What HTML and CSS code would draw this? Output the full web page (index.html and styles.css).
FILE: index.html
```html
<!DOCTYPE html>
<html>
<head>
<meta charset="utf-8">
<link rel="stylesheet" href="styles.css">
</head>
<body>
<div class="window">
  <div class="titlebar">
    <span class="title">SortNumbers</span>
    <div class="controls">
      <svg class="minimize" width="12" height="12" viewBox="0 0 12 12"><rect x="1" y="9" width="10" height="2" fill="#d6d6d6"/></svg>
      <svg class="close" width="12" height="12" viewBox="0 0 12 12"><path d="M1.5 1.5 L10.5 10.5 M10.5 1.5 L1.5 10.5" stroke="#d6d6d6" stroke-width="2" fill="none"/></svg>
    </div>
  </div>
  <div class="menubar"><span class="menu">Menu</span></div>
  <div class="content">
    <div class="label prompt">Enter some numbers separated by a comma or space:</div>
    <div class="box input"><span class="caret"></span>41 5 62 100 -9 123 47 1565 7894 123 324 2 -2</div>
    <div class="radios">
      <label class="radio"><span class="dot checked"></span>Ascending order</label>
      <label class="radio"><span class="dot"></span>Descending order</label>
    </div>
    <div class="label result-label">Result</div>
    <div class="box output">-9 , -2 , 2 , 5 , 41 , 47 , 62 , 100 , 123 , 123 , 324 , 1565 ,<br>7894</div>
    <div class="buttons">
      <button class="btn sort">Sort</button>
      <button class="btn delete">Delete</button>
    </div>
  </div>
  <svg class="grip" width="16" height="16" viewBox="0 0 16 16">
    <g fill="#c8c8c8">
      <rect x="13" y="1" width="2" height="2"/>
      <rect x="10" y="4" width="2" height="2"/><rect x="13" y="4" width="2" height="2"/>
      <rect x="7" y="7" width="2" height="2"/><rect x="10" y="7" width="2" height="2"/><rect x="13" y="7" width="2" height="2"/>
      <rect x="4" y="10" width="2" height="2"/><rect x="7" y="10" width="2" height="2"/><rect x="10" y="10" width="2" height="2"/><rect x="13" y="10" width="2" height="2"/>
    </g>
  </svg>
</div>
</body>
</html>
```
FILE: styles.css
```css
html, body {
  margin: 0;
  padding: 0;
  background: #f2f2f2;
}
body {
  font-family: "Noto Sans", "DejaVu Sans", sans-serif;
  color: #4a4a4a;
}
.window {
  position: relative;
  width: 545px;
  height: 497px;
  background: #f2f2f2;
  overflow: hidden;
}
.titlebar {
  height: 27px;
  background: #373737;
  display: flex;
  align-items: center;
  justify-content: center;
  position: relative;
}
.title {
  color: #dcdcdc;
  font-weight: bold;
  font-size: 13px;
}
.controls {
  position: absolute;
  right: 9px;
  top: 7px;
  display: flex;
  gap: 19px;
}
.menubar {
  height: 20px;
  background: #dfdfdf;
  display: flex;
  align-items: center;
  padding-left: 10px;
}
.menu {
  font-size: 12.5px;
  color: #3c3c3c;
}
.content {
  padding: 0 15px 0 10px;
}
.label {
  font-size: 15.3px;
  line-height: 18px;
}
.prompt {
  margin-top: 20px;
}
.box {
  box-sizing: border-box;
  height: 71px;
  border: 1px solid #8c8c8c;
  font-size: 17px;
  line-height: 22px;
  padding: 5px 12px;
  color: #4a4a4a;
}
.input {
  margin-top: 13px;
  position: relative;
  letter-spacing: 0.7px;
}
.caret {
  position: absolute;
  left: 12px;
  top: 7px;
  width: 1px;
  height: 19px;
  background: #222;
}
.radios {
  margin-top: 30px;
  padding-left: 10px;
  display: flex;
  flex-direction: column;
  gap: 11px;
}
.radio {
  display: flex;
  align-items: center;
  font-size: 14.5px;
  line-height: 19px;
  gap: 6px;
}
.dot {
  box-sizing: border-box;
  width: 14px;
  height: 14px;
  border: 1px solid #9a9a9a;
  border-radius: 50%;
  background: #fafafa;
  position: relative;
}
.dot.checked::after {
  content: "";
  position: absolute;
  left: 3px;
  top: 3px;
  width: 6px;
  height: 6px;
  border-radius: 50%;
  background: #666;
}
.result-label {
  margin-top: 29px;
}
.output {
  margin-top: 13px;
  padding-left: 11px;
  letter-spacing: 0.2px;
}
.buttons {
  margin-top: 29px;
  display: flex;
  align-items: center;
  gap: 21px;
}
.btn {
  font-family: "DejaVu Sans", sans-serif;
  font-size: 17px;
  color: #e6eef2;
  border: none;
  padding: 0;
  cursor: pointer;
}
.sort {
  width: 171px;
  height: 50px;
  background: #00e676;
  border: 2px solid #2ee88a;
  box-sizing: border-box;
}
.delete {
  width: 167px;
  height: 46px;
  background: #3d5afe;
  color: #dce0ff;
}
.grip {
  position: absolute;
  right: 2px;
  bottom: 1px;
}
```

━━━

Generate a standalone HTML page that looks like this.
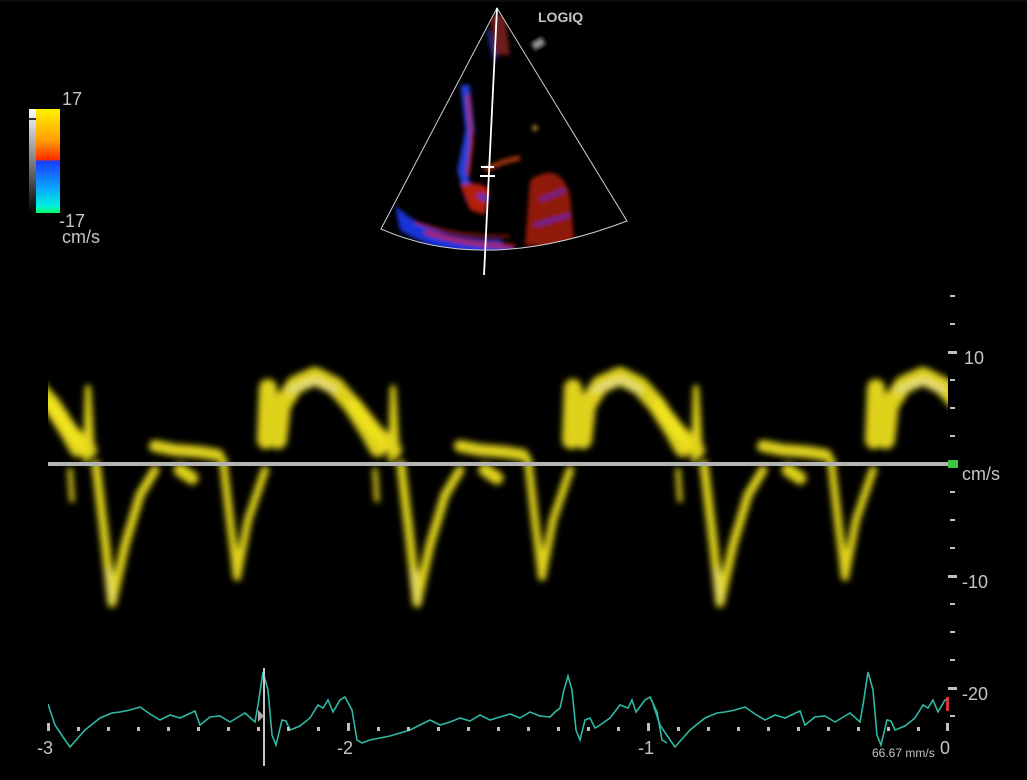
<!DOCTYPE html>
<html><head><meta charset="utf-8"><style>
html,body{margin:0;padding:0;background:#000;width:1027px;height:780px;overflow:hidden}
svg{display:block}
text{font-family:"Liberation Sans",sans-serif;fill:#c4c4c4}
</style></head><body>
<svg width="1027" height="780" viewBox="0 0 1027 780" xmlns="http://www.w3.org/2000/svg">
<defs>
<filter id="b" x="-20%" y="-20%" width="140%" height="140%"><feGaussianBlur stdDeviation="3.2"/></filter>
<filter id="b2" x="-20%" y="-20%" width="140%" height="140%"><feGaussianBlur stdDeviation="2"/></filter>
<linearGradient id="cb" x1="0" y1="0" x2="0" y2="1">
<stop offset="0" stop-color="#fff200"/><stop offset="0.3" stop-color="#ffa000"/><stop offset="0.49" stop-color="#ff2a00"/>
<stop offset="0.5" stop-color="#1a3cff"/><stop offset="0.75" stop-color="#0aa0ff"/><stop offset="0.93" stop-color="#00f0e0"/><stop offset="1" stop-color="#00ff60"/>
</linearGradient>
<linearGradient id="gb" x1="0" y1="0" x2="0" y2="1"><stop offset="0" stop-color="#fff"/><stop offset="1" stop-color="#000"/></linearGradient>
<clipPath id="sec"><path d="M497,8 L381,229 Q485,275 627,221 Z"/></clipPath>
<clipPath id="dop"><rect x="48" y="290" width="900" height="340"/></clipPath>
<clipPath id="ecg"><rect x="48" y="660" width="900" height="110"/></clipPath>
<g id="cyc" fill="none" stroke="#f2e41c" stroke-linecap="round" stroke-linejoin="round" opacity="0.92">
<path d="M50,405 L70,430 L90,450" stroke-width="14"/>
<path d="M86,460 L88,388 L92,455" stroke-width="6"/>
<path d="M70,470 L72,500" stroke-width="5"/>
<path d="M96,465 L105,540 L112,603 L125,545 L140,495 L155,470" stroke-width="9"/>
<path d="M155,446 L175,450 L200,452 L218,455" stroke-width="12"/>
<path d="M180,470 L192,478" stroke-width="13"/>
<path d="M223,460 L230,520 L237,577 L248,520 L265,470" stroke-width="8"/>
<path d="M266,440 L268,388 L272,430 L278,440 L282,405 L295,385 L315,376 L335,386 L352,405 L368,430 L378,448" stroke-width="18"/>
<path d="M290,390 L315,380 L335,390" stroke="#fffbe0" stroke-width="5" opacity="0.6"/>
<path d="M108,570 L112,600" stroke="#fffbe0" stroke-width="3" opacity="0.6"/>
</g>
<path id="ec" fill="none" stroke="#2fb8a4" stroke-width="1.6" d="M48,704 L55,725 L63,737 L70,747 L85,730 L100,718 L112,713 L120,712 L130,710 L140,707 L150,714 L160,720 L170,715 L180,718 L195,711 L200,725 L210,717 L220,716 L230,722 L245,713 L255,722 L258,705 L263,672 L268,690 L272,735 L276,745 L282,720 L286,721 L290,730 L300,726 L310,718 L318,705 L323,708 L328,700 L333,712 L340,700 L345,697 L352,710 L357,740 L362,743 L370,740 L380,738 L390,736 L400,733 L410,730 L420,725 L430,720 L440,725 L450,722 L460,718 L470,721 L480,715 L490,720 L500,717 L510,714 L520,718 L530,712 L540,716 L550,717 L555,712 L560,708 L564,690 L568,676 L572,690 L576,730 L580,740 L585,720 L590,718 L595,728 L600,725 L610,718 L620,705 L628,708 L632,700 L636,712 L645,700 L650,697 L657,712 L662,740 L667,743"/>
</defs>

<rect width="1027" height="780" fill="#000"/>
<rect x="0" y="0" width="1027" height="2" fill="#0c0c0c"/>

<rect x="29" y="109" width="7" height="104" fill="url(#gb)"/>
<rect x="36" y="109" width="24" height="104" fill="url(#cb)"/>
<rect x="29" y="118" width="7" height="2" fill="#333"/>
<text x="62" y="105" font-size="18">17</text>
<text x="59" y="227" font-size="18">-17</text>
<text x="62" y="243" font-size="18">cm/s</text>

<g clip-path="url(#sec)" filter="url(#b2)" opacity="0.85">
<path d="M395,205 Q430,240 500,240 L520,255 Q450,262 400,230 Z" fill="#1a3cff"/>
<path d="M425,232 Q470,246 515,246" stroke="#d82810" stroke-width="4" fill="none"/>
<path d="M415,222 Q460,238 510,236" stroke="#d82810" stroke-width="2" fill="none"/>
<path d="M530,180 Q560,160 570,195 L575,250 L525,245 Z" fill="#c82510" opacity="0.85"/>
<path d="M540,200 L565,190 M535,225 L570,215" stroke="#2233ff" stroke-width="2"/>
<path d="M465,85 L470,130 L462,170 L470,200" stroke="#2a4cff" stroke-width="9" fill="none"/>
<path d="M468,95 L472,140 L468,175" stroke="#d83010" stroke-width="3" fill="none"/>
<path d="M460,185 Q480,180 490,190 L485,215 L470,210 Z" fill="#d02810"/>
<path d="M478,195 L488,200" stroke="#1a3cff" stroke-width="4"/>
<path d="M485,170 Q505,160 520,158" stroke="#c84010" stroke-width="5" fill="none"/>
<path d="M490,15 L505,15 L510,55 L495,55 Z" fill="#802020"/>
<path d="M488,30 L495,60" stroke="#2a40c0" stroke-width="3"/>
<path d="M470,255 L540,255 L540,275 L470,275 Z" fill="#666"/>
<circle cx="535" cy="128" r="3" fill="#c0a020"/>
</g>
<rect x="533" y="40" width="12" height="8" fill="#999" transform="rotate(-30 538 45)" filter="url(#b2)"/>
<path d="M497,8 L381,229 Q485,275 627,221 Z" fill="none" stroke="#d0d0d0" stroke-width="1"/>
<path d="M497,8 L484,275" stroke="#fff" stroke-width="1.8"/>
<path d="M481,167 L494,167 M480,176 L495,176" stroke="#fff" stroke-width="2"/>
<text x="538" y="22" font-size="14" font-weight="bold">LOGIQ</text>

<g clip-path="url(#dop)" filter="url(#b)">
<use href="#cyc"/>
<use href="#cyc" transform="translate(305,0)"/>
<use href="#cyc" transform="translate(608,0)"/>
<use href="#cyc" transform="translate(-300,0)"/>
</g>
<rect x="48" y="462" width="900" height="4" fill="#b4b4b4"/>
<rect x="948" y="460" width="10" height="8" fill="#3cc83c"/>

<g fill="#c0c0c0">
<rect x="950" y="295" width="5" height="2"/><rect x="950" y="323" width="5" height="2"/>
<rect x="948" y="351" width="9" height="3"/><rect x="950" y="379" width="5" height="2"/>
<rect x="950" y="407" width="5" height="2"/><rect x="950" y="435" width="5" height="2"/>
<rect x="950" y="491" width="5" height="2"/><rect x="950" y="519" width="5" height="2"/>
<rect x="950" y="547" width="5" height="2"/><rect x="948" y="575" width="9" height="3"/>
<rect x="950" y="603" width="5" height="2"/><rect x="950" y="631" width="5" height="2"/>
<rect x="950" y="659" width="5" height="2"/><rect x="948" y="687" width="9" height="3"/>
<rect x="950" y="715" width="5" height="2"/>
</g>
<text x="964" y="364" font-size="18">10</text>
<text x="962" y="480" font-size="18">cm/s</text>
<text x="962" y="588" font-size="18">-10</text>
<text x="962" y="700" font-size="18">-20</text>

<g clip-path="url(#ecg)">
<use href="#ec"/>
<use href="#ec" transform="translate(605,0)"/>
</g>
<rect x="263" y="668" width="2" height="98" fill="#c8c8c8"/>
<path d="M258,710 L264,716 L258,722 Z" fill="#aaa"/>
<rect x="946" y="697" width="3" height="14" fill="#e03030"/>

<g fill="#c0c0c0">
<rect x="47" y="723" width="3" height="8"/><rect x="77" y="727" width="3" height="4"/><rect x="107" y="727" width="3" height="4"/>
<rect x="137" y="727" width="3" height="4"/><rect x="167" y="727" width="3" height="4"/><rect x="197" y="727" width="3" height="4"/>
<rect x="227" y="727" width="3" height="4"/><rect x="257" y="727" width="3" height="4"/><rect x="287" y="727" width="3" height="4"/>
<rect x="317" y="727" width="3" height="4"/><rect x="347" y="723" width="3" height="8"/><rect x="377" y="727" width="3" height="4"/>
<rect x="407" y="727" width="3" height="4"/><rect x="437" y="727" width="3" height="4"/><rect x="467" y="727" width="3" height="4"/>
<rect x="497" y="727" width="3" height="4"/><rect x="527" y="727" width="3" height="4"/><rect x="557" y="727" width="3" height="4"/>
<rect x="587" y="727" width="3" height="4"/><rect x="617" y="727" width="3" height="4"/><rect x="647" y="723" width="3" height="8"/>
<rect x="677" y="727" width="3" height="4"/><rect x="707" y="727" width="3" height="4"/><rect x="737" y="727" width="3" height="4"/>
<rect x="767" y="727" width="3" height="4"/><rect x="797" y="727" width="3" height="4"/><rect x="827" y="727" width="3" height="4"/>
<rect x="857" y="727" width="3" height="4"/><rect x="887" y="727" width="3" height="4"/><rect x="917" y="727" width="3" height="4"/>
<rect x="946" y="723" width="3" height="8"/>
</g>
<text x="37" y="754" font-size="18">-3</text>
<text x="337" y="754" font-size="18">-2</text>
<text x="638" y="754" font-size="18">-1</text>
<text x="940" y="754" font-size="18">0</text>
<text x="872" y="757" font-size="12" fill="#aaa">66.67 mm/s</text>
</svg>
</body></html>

━━━

Gather each line in the entries above where the string "index" is found.

- **Result of this task**
What HTML and CSS code would draw this? Output the full web page (index.html and styles.css).
FILE: index.html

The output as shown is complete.